According to the Centers for Disease Control, lung cancer accounts for more US-deaths (~170,000) than breast cancer, prostate cancer, and colon cancer combined. Although between 85-90% of all lung cancer deaths are directly attributable to tobacco use, it is not known exactly when and how normal lung cells become malignant. In fact, more lung cancers presently arise in former smokers than in active smokers. We have hypothesized that lung cancers may arise from stem or progenitor cell populations, a concept that dates back at least a quarter of a century. We have spent the last 20 months developing methods to isolate and characterize such cells from clinical specimens, and have identified putative lung cancer initiating cells (LCIC). This proposal seeks to exploit our ongoing effort at LCIC-isolation with a strategy to jointly develop strategies for the treatment of lung cancer. Thus, as we identify cells that possess LCIC properties, we will determine whether there are factors in their tumor-environment that enable these cells to survive, and factors which may impair the immune response of the patient to their tumor. In our experiments, we will seek to neutralize such survival and immune suppressive factors, and determine whether these measures enable us to induce an effective anti-tumor response by vaccinating against lung cancer initiating cells.
Statement of Benefit to California:
The American Cancer Society estimates that lung cancer presently accounts for more California-deaths (~14,500) than breast cancer, prostate cancer, and colon cancer combined. Approximately 15,650 new cases of lung cancer are annually diagnosed among men and women in California. Although the vast majority of these cases are directly attributable to tobacco use, more lung cancers presently arise in former smokers than in active smokers.
To develop better targeted and more effective preventative and/or treatment strategies, we first have to develop a better understanding of how lung cancer develops. For the past 20 months, we have embarked on a project that seeks to test the hypothesis whether lung cancers may arise from stem or progenitor cell populations, a concept that dates back at least a quarter of a century.

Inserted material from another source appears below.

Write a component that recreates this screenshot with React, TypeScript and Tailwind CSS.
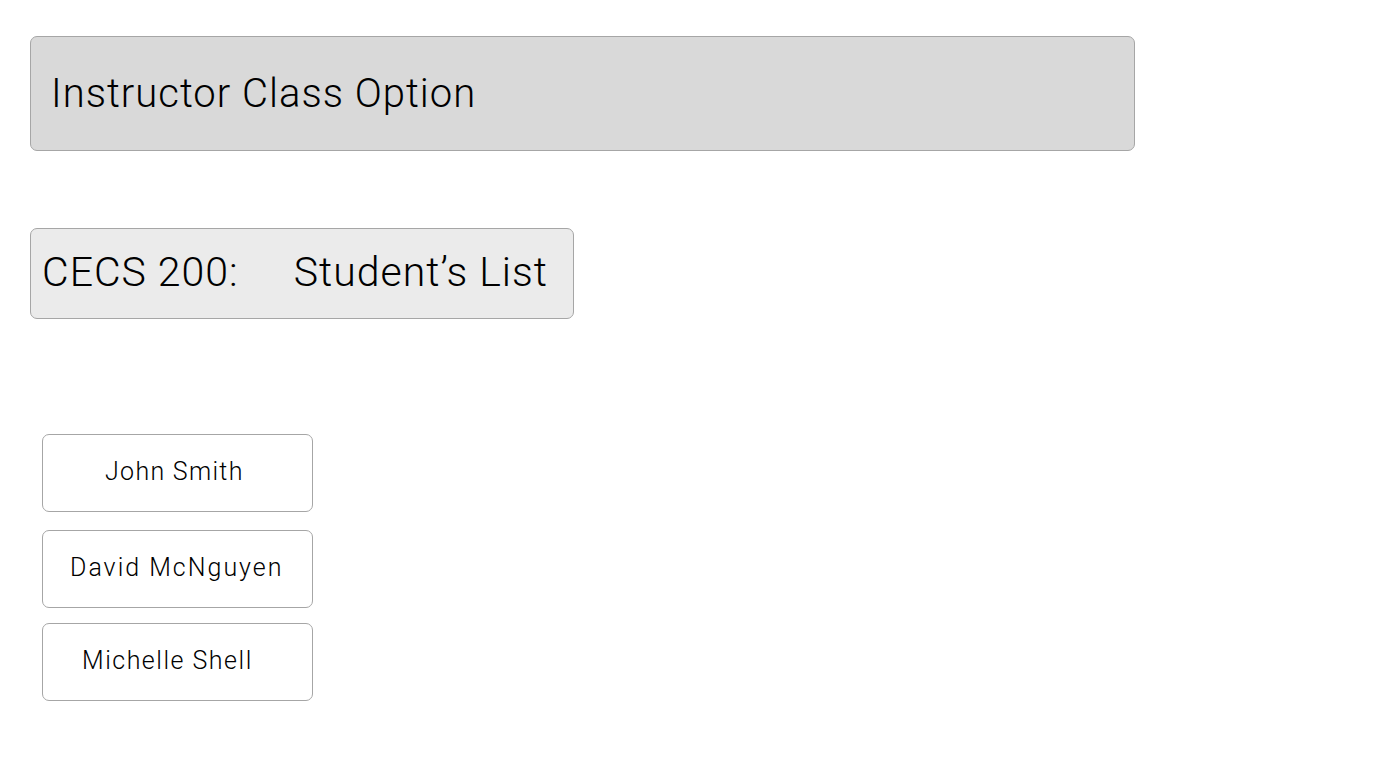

Because we have been able to identify putative lung cancer initiating cells (LCIC) in primary clinical specimens, we want to couple that ongoing effort with an immunotherapeutic strategy against these cells for the treatment of lung cancer. Specifically, as we identify putative LCIC in clinical specimens (Malignant Pleural Effusions or MPE), we will screen their tumor microenvironment (TME) for factors that are jointly LCIC-survival factors and immunomodulatory, which curtail the patient’s anti-tumor immune responses.
In this proposal, we have designed approaches to screen and validate the properties of such factors in the MPE-TME, and then to neutralize these factors to measure whether more effective anti-tumor responses can be restored in both in vitro and in vivo models using vaccination approaches against LCIC cells. Upon the completion of our aims, we will have better characterized specific factors in the MPE-TME that sustains LCIC in patients, and whether the neutralization of these specific factors engenders effective immune responses in a novel humanized animal model of lung cancer.
The identification of such factors and will enable the development of more effective preventative and treatment strategies for the leading cause of cancer-mortality in the world.